-- START --

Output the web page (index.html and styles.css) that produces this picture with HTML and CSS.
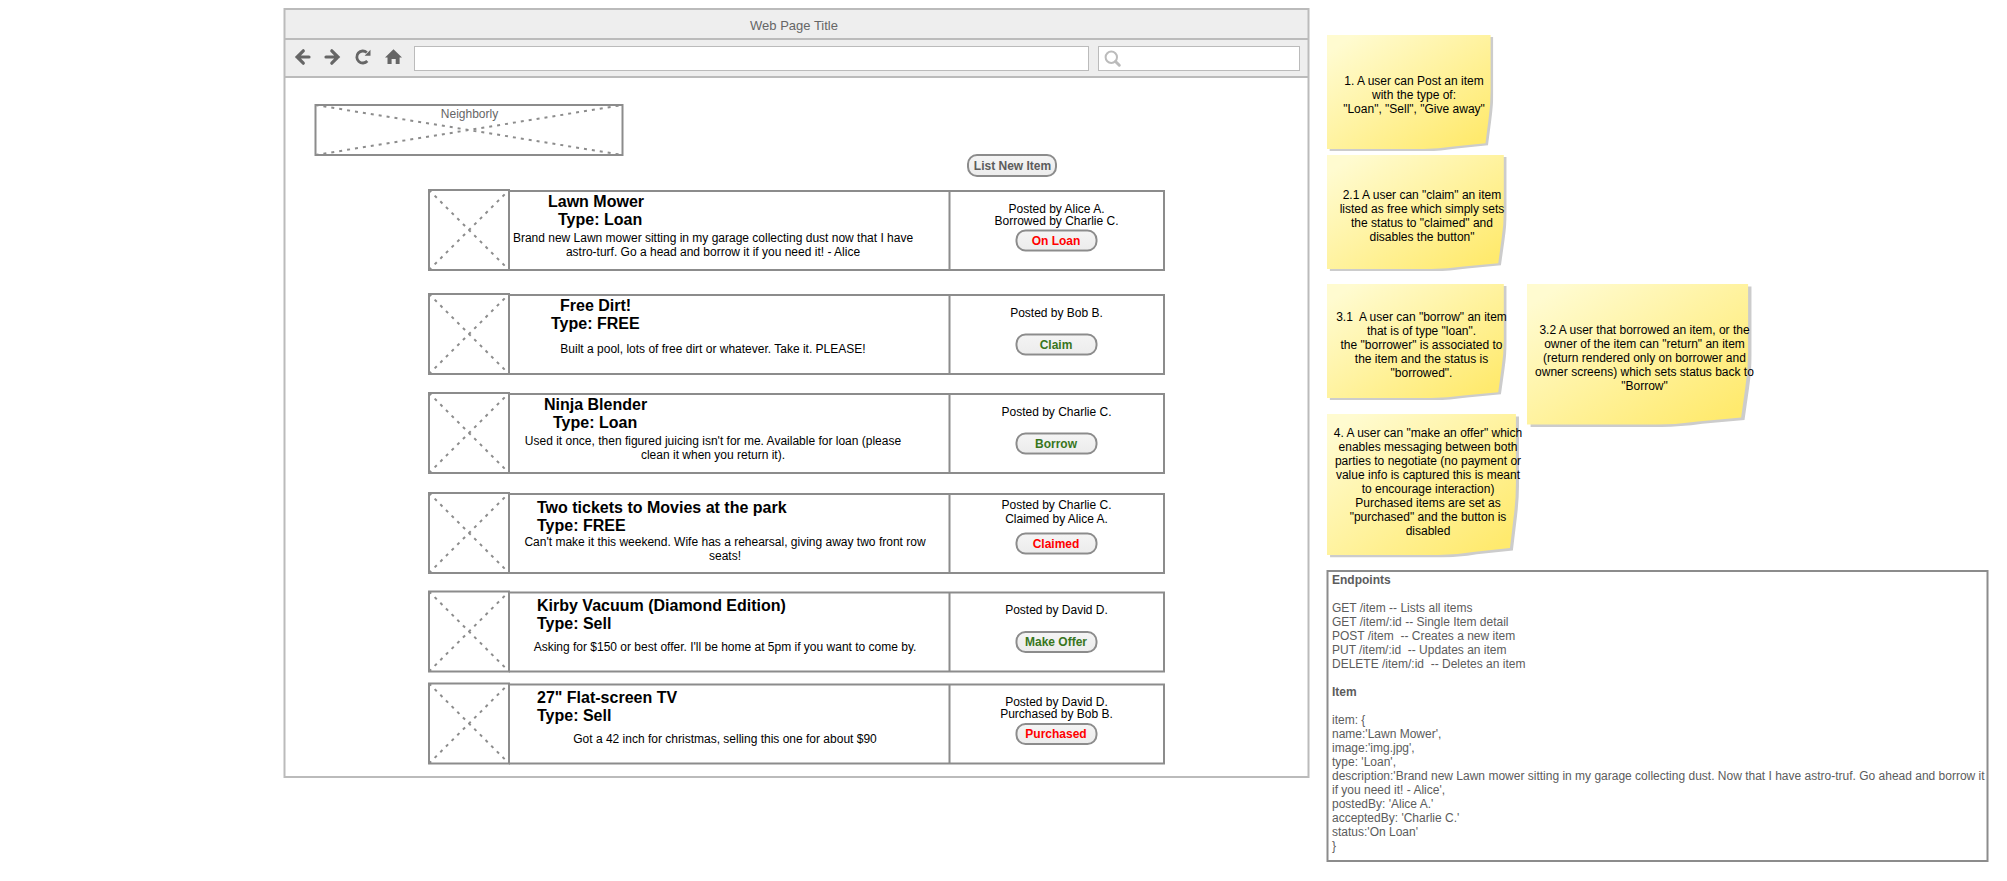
FILE: index.html
```html
<!DOCTYPE html>
<html lang="en">
<head>
<meta charset="utf-8">
<title>Neighborly wireframe</title>
<link rel="stylesheet" href="styles.css">
</head>
<body>
<svg class="defs" width="0" height="0" aria-hidden="true">
  <defs>
    <linearGradient id="paper" x1="0" y1="0" x2="1" y2="1">
      <stop offset="0.08" stop-color="#fffbd0"/>
      <stop offset="0.92" stop-color="#ffea6e"/>
    </linearGradient>
    <g id="frame" fill="none" stroke="#8c8c8c" stroke-width="2">
      <path d="M81 2H736V81H81M521.5 2V81"/>
      <rect x="1" y="1" width="80" height="80"/>
      <path stroke-dasharray="3 5" d="M1 1L81 81M1 81L81 1"/>
    </g>
    <symbol id="note" viewBox="0 0 100 100" preserveAspectRatio="none">
      <path fill="#ccc" d="M1.6 1.7H100V50Q100 60 98.8 73L96.8 95.1L78 97.8Q68 100 60 100H1.6Z"/>
      <path fill="url(#paper)" d="M0 0H98.4V48Q98.4 60 97.2 72L95.3 93.4L76 96.2Q67 98.3 58 98.3H0Z"/>
    </symbol>
  </defs>
</svg>
<main class="board">
  <section class="window">
    <svg class="window-frame" width="1027" height="770" aria-hidden="true">
      <rect x="1.5" y="1" width="1024" height="68" fill="#eee"/>
      <path d="M1.5 1H1025.5V769H1.5ZM.5 31H1026.5M.5 69H1026.5" fill="none" stroke="#bbb" stroke-width="2"/>
    </svg>
    <div class="window-body">
      <header class="titlebar">Web Page Title</header>
      <nav class="toolbar">
        <svg class="nav-icons" width="108" height="16" viewBox="0 0 108 16" fill="none" stroke="#666" stroke-width="3.2">
          <path d="M2 8H14M8.3 1.8L2.1 8L8.3 14.2" stroke-linecap="round"/>
          <path d="M31 8H43M36.8 1.8L43 8L36.8 14.2" stroke-linecap="round"/>
          <path d="M72.3 12A6 6 0 1 1 71.8 3.5" stroke-width="2.8"/>
          <path d="M75.5 .8V6.7H69.6Z" fill="#666" stroke="none"/>
          <path d="M98.5 .2L107 8.6H104.6V15H100.7V10H96.6V15H92.5V8.6H90Z" fill="#666" stroke="none"/>
        </svg>
        <div class="field url"></div>
        <div class="field search">
          <svg width="18" height="18" viewBox="0 0 18 18" fill="none" stroke="#bbb">
            <circle cx="7.3" cy="7.3" r="5.7" stroke-width="2"/>
            <path d="M11.5 11.5L15.3 15.2" stroke-width="3" stroke-linecap="round"/>
          </svg>
        </div>
      </nav>
      <div class="content">
        <div class="logo">
          <svg width="309" height="52" fill="none" stroke="#8c8c8c" stroke-width="2" aria-hidden="true">
            <rect x="1.5" y="1" width="307" height="50"/>
            <path stroke-dasharray="3 5" d="M1.5 1L308.5 51M1.5 51L308.5 1"/>
          </svg>
          <span>Neighborly</span>
        </div>
        <button class="btn list-new">List New Item</button>

        <article class="card lawn">
          <svg class="card-frame" width="737" height="82"><use href="#frame"/></svg>
          <div class="info">
            <h2><span>Lawn Mower</span><span class="type">Type: Loan</span></h2>
            <p>Brand new Lawn mower sitting in my garage collecting dust now that I have<br>astro-turf. Go a head and borrow it if you need it! - Alice</p>
          </div>
          <div class="status">
            <p class="close">Posted by Alice A.<br>Borrowed by Charlie C.</p>
            <button class="btn taken">On Loan</button>
          </div>
        </article>

        <article class="card dirt">
          <svg class="card-frame" width="737" height="82"><use href="#frame"/></svg>
          <div class="info">
            <h2><span>Free Dirt!</span><span class="type">Type: FREE</span></h2>
            <p>Built a pool, lots of free dirt or whatever. Take it. PLEASE!</p>
          </div>
          <div class="status">
            <p>Posted by Bob B.</p>
            <button class="btn open">Claim</button>
          </div>
        </article>

        <article class="card blender">
          <svg class="card-frame" width="737" height="82"><use href="#frame"/></svg>
          <div class="info">
            <h2><span>Ninja Blender</span><span class="type">Type: Loan</span></h2>
            <p>Used it once, then figured juicing isn't for me. Available for loan (please<br>clean it when you return it).</p>
          </div>
          <div class="status">
            <p>Posted by Charlie C.</p>
            <button class="btn open">Borrow</button>
          </div>
        </article>

        <article class="card wide tickets">
          <svg class="card-frame" width="737" height="82"><use href="#frame"/></svg>
          <div class="info">
            <h2><span>Two tickets to Movies at the park</span><span class="type">Type: FREE</span></h2>
            <p>Can't make it this weekend. Wife has a rehearsal, giving away two front row<br>seats!</p>
          </div>
          <div class="status">
            <p>Posted by Charlie C.<br>Claimed by Alice A.</p>
            <button class="btn taken">Claimed</button>
          </div>
        </article>

        <article class="card wide vacuum">
          <svg class="card-frame" width="737" height="82"><use href="#frame" y=".5"/></svg>
          <div class="info">
            <h2><span>Kirby Vacuum (Diamond Edition)</span><span class="type">Type: Sell</span></h2>
            <p>Asking for $150 or best offer. I'll be home at 5pm if you want to come by.</p>
          </div>
          <div class="status">
            <p>Posted by David D.</p>
            <button class="btn open">Make Offer</button>
          </div>
        </article>

        <article class="card wide tv">
          <svg class="card-frame" width="737" height="82"><use href="#frame" y=".5"/></svg>
          <div class="info">
            <h2><span>27" Flat-screen TV</span><span class="type">Type: Sell</span></h2>
            <p>Got a 42 inch for christmas, selling this one for about $90</p>
          </div>
          <div class="status">
            <p class="close">Posted by David D.<br>Purchased by Bob B.</p>
            <button class="btn taken">Purchased</button>
          </div>
        </article>
      </div>
    </div>
  </section>

  <aside class="side">
    <div class="notes">
      <div class="note post"><svg width="166.3" height="116"><use href="#note"/></svg>
        <p>1. A user can Post an item<br>with the type of:<br>"Loan", "Sell", "Give away"</p></div>
      <div class="note claim"><svg width="179.7" height="116"><use href="#note"/></svg>
        <p>2.1 A user can "claim" an item<br>listed as free which simply sets<br>the status to "claimed" and<br>disables the button"</p></div>
      <div class="note borrow"><svg width="179.7" height="116"><use href="#note"/></svg>
        <p>3.1&nbsp; A user can "borrow" an item<br>that is of type "loan".<br>the "borrower" is associated to<br>the item and the status is<br>"borrowed".</p></div>
      <div class="note return"><svg width="224.7" height="143"><use href="#note"/></svg>
        <p>3.2 A user that borrowed an item, or the<br>owner of the item can "return" an item<br>(return rendered only on borrower and<br>owner screens) which sets status back to<br>"Borrow"</p></div>
      <div class="note offer"><svg width="192" height="143.5"><use href="#note"/></svg>
        <p>4. A user can "make an offer" which<br>enables messaging between both<br>parties to negotiate (no payment or<br>value info is captured this is meant<br>to encourage interaction)<br>Purchased items are set as<br>"purchased" and the button is<br>disabled</p></div>
    </div>
    <section class="api">
      <svg width="662" height="292" fill="none" stroke="#8c8c8c" stroke-width="2" aria-hidden="true"><rect x=".5" y="1" width="660" height="290"/></svg>
      <div class="api-text"><b>Endpoints</b>

GET /item -- Lists all items
GET /item/:id -- Single Item detail
POST /item&nbsp; -- Creates a new item
PUT /item/:id&nbsp; -- Updates an item
DELETE /item/:id&nbsp; -- Deletes an item

<b>Item</b>

item: {
name:'Lawn Mower',
image:'img.jpg',
type: 'Loan',
description:'Brand new Lawn mower sitting in my garage collecting dust. Now that I have astro-truf. Go ahead and borrow it
if you need it! - Alice',
postedBy: 'Alice A.'
acceptedBy: 'Charlie C.'
status:'On Loan'
}</div>
    </section>
  </aside>
</main>
</body>
</html>
```
FILE: styles.css
```css
* { box-sizing: border-box; }
body {
  margin: 0;
  background: #fff;
  color: #000;
  font: 12px/14px "Liberation Sans", Arial, sans-serif;
}
h2, p { margin: 0; }
svg { display: block; overflow: visible; }
.defs { position: absolute; }

.board {
  display: flex;
  width: 2007px;
  height: 881px;
  padding: 8px 0 0 283px;
  overflow: hidden;
}

/* Browser window */
.window { display: grid; width: 1027px; height: 770px; }
.window-frame, .window-body { grid-area: 1 / 1; }
.titlebar {
  height: 31px;
  padding: 10px 5px 0 0;
  color: #666;
  font-size: 13px;
  line-height: 15px;
  text-align: center;
}
.toolbar { display: flex; align-items: flex-start; height: 39px; padding: 7px 0 0 12px; }
.nav-icons { margin-top: 3px; }
.field { height: 25px; border: 1px solid #bbb; background: #fff; }
.url { width: 675px; margin-left: 11px; }
.search { width: 202px; margin-left: 9px; padding: 3px 0 0 5px; }

.content { display: flex; flex-direction: column; align-items: flex-start; padding-top: 26px; }
.logo { display: grid; width: 309px; height: 52px; margin-left: 31px; color: #666; text-align: center; }
.logo > * { grid-area: 1 / 1; }
.logo span { padding: 3px 0 0 2px; }

/* Buttons */
.btn {
  height: 22px;
  padding: 0;
  border: 2px solid #8c8c8c;
  border-radius: 10px;
  background: linear-gradient(#f4f4f4, #ececec);
  font: bold 12px/14px "Liberation Sans", Arial, sans-serif;
  text-align: center;
  white-space: nowrap;
}
.list-new { width: 90px; height: 23px; margin: -2px 0 12px 684px; padding-left: 1px; color: #5c5c5c; }
.taken { color: #f00; }
.open { color: #38761d; }

/* Item cards */
.card {
  display: grid;
  grid-template-columns: 82px 439px 215px;
  width: 737px;
  height: 82px;
  margin-left: 145px;
}
.card-frame { grid-area: 1 / 1 / 2 / -1; }
.info { grid-area: 1 / 2; padding-top: 4px; }
.info h2 { display: flex; flex-direction: column; font-size: 16px; line-height: 18px; }
.info p { width: 406px; margin-top: 2px; text-align: center; white-space: nowrap; }
.wide .info { padding-top: 7px; }
.wide h2 { padding-left: 27px; }
.wide .info p { width: 430px; }
.lawn h2 { padding-left: 38px; }
.lawn .type { padding-left: 10px; }
.dirt { margin-top: 22px; }
.dirt h2 { padding-left: 41px; }
.dirt h2 span:first-child { padding-left: 9px; }
.dirt .info p { margin-top: 9px; }
.blender { margin-top: 17px; }
.blender h2 { padding-left: 34px; }
.blender .type { padding-left: 9px; }
.tickets { margin-top: 18px; }
.tickets .info p { margin-top: 0; }
.vacuum { margin-top: 16px; }
.tv { margin-top: 10px; }
.vacuum .info p, .tv .info p { margin-top: 7px; }

.status { grid-area: 1 / 3; display: flex; flex-direction: column; align-items: center; text-align: center; }
.status p { height: 40px; padding-top: 13px; }
.status .close { padding-top: 14px; line-height: 12px; }
.tickets .status p { padding-top: 6px; }
.status .btn { width: 82px; transform: translate(-0.5px, 0.5px); }
.vacuum .btn, .tv .btn { transform: translate(-0.5px, 1px); }

/* Sticky notes */
.side { margin: 27px 0 0 17px; }
.notes {
  display: grid;
  grid-template-columns: 200px 225px;
  grid-template-rows: 120px 129px 130px 156px;
}
.note { display: grid; grid-column: 1; align-items: start; justify-content: start; }
.note > * { grid-area: 1 / 1; }
.note p { text-align: center; white-space: nowrap; }
.post p { width: 174px; padding-top: 39px; }
.claim p { width: 190px; padding-top: 33px; }
.borrow { grid-row: 3; }
.borrow p { width: 189px; padding-top: 26px; }
.return { grid-area: 3 / 2 / 5 / 3; }
.return p { width: 235px; padding-top: 39px; }
.offer { grid-row: 4; }
.offer p { width: 202px; padding-top: 12px; }

/* API panel */
.api { display: grid; width: 662px; height: 292px; color: #5c5c5c; }
.api > * { grid-area: 1 / 1; }
.api-text { padding: 3px 0 0 5px; white-space: pre; }
```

-- END --

▸ **Goal**:
How many lines of the listing include the string "that"? Answer with the number alone.

▸ **Reply to the exercise**:
5